Remarkably, among the contenders for the presidential nomination of the Partido Nacional, only Oscar Alvarez (ex-Security Minister, and architect of mano dura in Honduras) was in positive territory, with a meager 6.5 approval rating. But the Partido Nacional was actually better off than the Liberal Party, whose declared candidates at the time were suffering from high negatives (-37.9 for Yani Rosenthal, and -55.9 for Edmundo Orellana). CESPAD notes that a majority (59%) of Liberal Party affiliates polled still recognize Manuel Zelaya as the leader of the party.

And that brings us to the real punchline of the Honduran political polling, which is lost in US media coverage that emphasizes Xiomara's candidacy and the founding of Libre solely in terms of the personal political career of Mel Zelaya. Libre's success in gaining legitimacy is part of a strong trend away from traditional two-party politics documented by CESPAD.

At the time-- before Libre had filed its signatures-- the Partido Nacional had the highest prospective support, but nowhere near a majority. In response to the question, "If the election were held today, for which of the following parties would you vote?" the PN polled 29.9%.

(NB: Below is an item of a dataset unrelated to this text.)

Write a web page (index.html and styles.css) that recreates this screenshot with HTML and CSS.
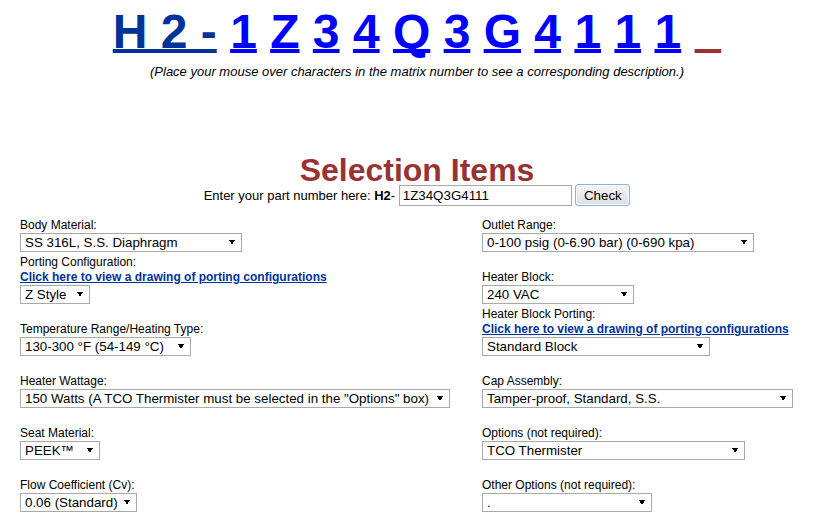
FILE: index.html
```html
<!DOCTYPE html>
<html lang="en">
<head>
  <meta charset="UTF-8">
  <title>Selection Items</title>
  <link rel="stylesheet" href="styles.css">
</head>
<body>
  <div class="page">
    <div class="matrix">
      <a class="mx-fixed" href="#">H 2 -</a> <a class="mx" href="#">1</a> <a class="mx" href="#">Z</a> <a class="mx" href="#">3</a> <a class="mx" href="#">4</a> <a class="mx" href="#">Q</a> <a class="mx" href="#">3</a> <a class="mx" href="#">G</a> <a class="mx" href="#">4</a> <a class="mx" href="#">1</a> <a class="mx" href="#">1</a> <a class="mx" href="#">1</a> <a class="mx-blank" href="#">&nbsp;&nbsp;</a>
    </div>
    <p class="matrix-note">(Place your mouse over characters in the matrix number to see a corresponding description.)</p>

    <h1 class="sel-title">Selection Items</h1>
    <p class="part-row">Enter your part number here: <b>H2</b>- <input type="text" class="part-input" value="1Z34Q3G4111"> <input type="button" class="part-check" value="Check"></p>

    <div class="fields">
      <div class="field">
        <label>Body Material:</label>
        <select class="sel w-body"><option>SS 316L, S.S. Diaphragm</option></select>
      </div>
      <div class="field">
        <label>Outlet Range:</label>
        <select class="sel w-outlet"><option>0-100 psig (0-6.90 bar) (0-690 kpa)</option></select>
      </div>

      <div class="field">
        <label>Porting Configuration:</label>
        <a class="field-link" href="#">Click here to view a drawing of porting configurations</a>
        <select class="sel w-porting"><option>Z Style</option></select>
      </div>
      <div class="field">
        <label>Heater Block:</label>
        <select class="sel w-block"><option>240 VAC</option></select>
      </div>

      <div class="field">
        <label>Temperature Range/Heating Type:</label>
        <select class="sel w-temp"><option>130-300 °F (54-149 °C)</option></select>
      </div>
      <div class="field">
        <label>Heater Block Porting:</label>
        <a class="field-link" href="#">Click here to view a drawing of porting configurations</a>
        <select class="sel w-blockport"><option>Standard Block</option></select>
      </div>

      <div class="field">
        <label>Heater Wattage:</label>
        <select class="sel w-watt"><option>150 Watts (A TCO Thermister must be selected in the "Options" box)</option></select>
      </div>
      <div class="field">
        <label>Cap Assembly:</label>
        <select class="sel w-cap"><option>Tamper-proof, Standard, S.S.</option></select>
      </div>

      <div class="field">
        <label>Seat Material:</label>
        <select class="sel w-seat"><option>PEEK™</option></select>
      </div>
      <div class="field">
        <label>Options (not required):</label>
        <select class="sel w-options"><option>TCO Thermister</option></select>
      </div>

      <div class="field">
        <label>Flow Coefficient (Cv):</label>
        <select class="sel w-flow"><option>0.06 (Standard)</option></select>
      </div>
      <div class="field">
        <label>Other Options (not required):</label>
        <select class="sel w-other"><option>.</option></select>
      </div>
    </div>
  </div>
</body>
</html>
```

FILE: styles.css
```css
* {
  box-sizing: border-box;
}
body {
  margin: 0;
  background: #fff;
  color: #000;
  font-family: "Liberation Sans", Arial, sans-serif;
}
.page {
  padding-left: 16px;
}
.matrix {
  padding-top: 4px;
  text-align: center;
  font-size: 48px;
  font-weight: bold;
  line-height: 55px;
  white-space: nowrap;
}
.matrix a {
  text-decoration: underline;
  text-decoration-thickness: 4px;
  text-underline-offset: 1px;
  text-decoration-skip-ink: none;
}
.mx-fixed {
  color: #003399;
}
.mx {
  color: #0000ff;
}
.mx-blank {
  color: #993333;
}
.matrix-note {
  margin: 5px 0 0;
  text-align: center;
  font-size: 13px;
  font-style: italic;
  line-height: 15px;
}
.sel-title {
  margin: 78px 0 0;
  text-align: center;
  font-size: 32px;
  line-height: 26px;
  color: #993333;
}
.part-row {
  margin: 1px 0 0;
  text-align: center;
  font-size: 13px;
}
.part-input {
  width: 173px;
  height: 21px;
  padding: 1px 3px;
  border: 1px solid #a9a9a9;
  font-family: "Liberation Sans", Arial, sans-serif;
  font-size: 13.33px;
  color: #000;
}
.part-check {
  width: 55px;
  height: 22px;
  padding: 0 6px;
  border: 1px solid #8db2e3;
  border-radius: 3px;
  background: linear-gradient(#f6f6f6, #dedede);
  box-shadow: inset 0 0 0 1px #f8fbff;
  font-family: "Liberation Sans", Arial, sans-serif;
  font-size: 13.33px;
  color: #000;
}
.fields {
  display: grid;
  grid-template-columns: 462px 1fr;
  grid-template-rows: 34px;
  grid-auto-rows: 52px;
  margin: 12px 0 0 4px;
}
.field {
  display: flex;
  flex-direction: column;
  justify-content: flex-end;
  align-items: flex-start;
  font-size: 12px;
  line-height: 15px;
}
.field-link {
  font-weight: bold;
  color: #003399;
  text-decoration: underline;
}
.sel {
  appearance: none;
  -webkit-appearance: none;
  height: 19px;
  margin: 0;
  padding: 0 18px 0 4px;
  border: 1px solid #a9a9a9;
  border-radius: 0;
  font-family: "Liberation Sans", Arial, sans-serif;
  font-size: 13.33px;
  color: #000;
  background-color: #fff;
  background-image: linear-gradient(to top right, transparent 50%, #000 50%), linear-gradient(to bottom right, #000 50%, transparent 50%);
  background-size: 3px 5px;
  background-repeat: no-repeat;
  background-position: right 9px center, right 6px center;
}
.w-body { width: 222px; }
.w-outlet { width: 272px; }
.w-porting { width: 70px; }
.w-block { width: 152px; }
.w-temp { width: 171px; }
.w-blockport { width: 228px; }
.w-watt { width: 430px; }
.w-cap { width: 311px; }
.w-seat { width: 80px; }
.w-options { width: 263px; }
.w-flow { width: 117px; }
.w-other { width: 170px; }
```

The Partido Liberal registered 24.1% in response to the same question, while the traditional small parties-- UD, DC, and PINU, all scarred by their stance during the coup and de facto regime, and all collaborating with Lobo Sosa in the current government to some extent-- together didn't manage to reach even 4% support.

Where are the rest of the voters? With the Partido Anticorrupción of Nasralla, described by the Chicago Tribune as a "sports commentator" who "quickly gained popularity thanks to his appearances on game shows, where he often appears with scantily clad models". The new PA polled 18.7% in the CESPAD tally.

Then there was the Frente Amplio de Resistencia, precursor to Libre, which, before being established, already was polling at 15.5%.

Oh, and one last point: in a footnote on these results, CESPAD wrote

The poll reveals that 93% of the sympathizers of the Partido Nacional would vote, today, for that party. Nonetheless, the "hardness" of this vote seems relative: 60% of those that today subscribe to the Partido Nacional could vote for another candidate or political party, if it had a better program or proposal.

Doesn't that seem like news? What if polling in the current Republican campaign showed that 60% of its voters said they would switch parties if someone else had a better platform? Do you suppose the news coverage would be solely about Mitt Romney being the heir apparent of his father's political legacy?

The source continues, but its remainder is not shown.